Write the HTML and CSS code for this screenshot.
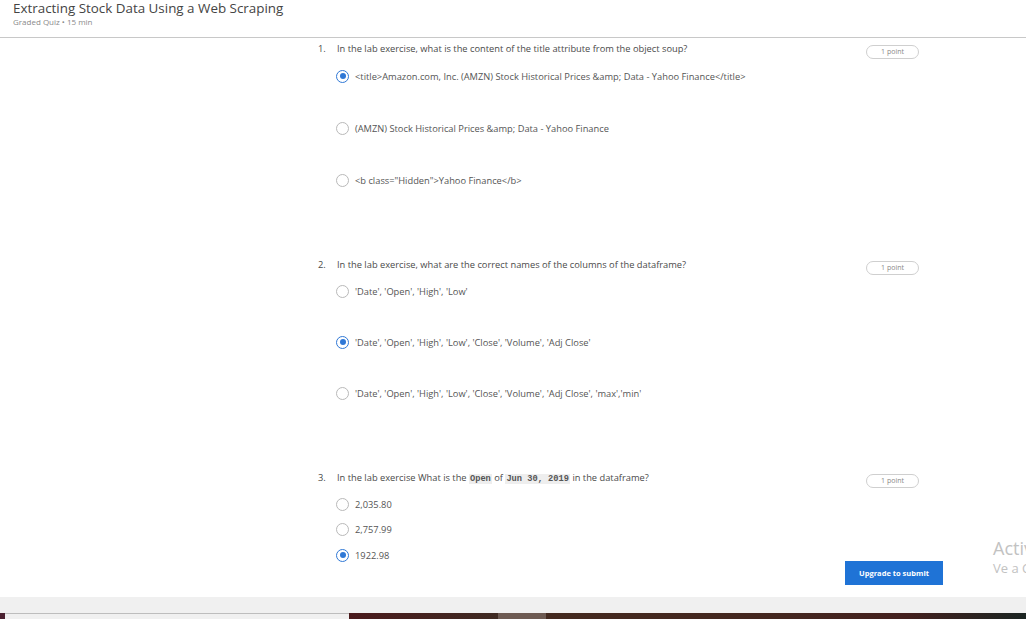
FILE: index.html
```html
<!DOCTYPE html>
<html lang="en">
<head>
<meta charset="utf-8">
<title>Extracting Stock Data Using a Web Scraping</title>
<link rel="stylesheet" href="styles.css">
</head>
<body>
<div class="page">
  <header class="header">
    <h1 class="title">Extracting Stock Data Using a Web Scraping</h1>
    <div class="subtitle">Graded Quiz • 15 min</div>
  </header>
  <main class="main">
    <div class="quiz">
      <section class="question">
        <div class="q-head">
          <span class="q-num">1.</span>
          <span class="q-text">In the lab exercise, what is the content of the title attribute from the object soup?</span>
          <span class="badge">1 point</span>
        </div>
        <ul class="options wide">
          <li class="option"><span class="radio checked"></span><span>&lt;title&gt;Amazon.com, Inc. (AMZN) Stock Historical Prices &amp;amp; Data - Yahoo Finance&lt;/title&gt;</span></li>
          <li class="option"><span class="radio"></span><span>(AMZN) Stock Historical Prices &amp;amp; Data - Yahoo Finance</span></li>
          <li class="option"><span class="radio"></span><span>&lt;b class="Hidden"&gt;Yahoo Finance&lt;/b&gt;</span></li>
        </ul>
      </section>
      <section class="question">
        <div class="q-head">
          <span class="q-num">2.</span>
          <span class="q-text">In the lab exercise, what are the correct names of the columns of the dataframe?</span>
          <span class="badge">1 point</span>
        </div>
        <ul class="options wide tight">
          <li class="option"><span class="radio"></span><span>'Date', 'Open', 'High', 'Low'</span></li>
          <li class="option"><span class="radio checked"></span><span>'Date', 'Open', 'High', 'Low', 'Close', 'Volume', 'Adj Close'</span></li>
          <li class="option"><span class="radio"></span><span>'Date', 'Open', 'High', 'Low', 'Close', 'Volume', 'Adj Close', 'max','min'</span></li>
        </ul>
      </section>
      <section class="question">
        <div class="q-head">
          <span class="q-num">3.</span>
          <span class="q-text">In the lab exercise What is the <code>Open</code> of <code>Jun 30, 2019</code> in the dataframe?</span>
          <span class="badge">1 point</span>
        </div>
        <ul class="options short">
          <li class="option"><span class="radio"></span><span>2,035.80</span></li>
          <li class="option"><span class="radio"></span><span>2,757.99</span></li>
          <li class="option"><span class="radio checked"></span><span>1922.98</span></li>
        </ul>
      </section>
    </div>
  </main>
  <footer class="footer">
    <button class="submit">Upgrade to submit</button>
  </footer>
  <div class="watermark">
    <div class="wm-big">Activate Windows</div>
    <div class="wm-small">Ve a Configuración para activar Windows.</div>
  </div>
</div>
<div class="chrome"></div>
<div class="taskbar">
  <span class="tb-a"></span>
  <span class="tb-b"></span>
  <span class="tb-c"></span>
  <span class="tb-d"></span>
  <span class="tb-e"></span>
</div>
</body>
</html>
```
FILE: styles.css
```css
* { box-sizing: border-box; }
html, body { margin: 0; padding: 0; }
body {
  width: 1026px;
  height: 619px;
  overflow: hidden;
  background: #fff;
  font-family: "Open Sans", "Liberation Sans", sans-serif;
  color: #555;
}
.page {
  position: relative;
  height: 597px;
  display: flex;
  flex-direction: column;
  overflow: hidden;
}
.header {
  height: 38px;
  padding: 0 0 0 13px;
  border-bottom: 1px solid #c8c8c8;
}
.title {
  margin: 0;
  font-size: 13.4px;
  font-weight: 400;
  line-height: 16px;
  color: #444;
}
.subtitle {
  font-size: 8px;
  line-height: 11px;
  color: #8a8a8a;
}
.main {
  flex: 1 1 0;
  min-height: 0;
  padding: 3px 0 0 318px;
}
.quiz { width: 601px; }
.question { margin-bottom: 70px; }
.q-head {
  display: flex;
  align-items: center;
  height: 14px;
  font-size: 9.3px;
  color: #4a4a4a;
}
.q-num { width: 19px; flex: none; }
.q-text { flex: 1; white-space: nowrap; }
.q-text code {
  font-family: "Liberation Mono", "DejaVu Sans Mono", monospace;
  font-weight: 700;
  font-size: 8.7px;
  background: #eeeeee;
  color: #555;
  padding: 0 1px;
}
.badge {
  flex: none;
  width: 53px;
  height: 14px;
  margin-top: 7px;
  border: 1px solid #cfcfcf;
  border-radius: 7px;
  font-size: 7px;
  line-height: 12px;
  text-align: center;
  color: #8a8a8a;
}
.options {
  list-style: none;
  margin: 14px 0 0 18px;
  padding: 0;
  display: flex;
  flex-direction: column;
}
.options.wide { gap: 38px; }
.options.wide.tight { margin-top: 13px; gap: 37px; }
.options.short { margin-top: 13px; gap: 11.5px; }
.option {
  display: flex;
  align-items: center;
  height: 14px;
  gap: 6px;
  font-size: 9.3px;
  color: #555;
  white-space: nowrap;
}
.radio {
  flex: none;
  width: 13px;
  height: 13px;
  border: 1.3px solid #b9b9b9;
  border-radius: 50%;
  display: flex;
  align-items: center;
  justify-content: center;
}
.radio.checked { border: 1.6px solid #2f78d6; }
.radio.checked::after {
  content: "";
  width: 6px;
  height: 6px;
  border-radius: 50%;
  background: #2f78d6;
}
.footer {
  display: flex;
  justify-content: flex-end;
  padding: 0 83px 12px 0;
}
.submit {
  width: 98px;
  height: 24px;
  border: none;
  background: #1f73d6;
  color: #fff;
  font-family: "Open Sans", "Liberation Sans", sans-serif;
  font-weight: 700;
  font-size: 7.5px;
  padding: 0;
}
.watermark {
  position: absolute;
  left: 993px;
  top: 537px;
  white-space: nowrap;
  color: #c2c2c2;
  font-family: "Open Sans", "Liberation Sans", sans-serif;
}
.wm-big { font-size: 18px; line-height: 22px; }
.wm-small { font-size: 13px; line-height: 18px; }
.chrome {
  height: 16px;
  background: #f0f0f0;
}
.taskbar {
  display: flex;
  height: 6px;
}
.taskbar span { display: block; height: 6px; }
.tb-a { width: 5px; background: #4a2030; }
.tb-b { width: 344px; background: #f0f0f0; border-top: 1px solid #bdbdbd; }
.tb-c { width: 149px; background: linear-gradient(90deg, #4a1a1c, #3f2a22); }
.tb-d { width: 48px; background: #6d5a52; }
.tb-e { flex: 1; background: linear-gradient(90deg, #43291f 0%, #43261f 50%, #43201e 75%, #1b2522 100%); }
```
==
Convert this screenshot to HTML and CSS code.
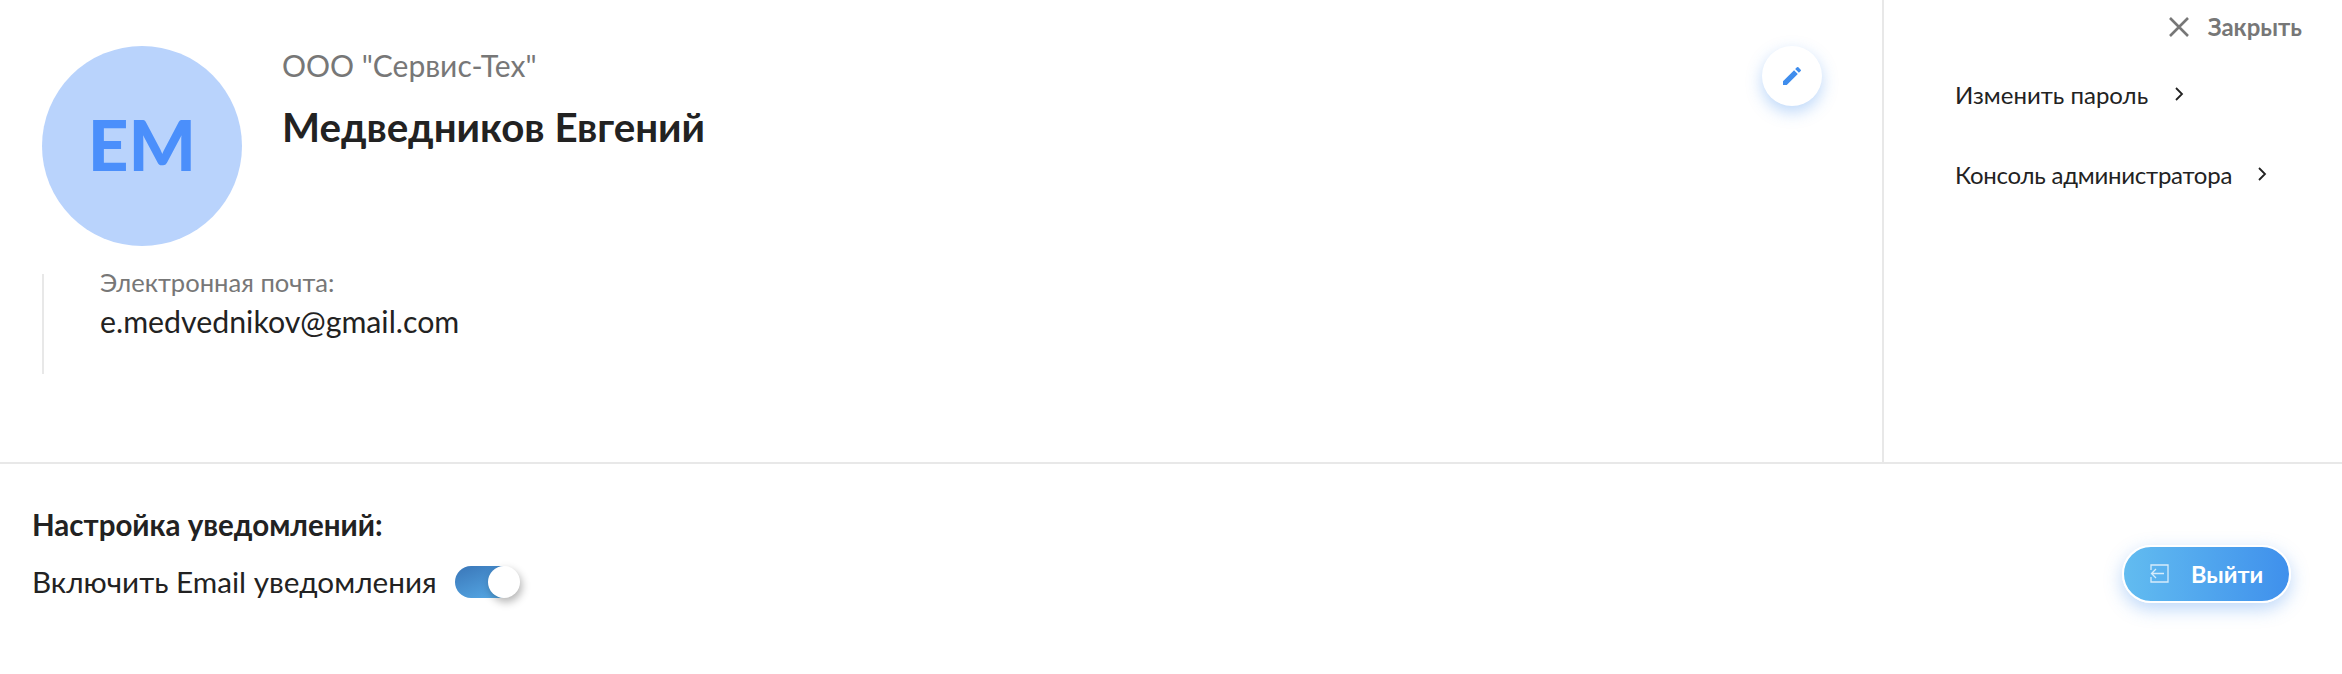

*PROBLEM DESCRIPTION*: Locate and copy each line in the data above that includes the word "this".

*SOLUTION*:
Write the HTML and CSS code for this screenshot.
Convert this screenshot to HTML and CSS code.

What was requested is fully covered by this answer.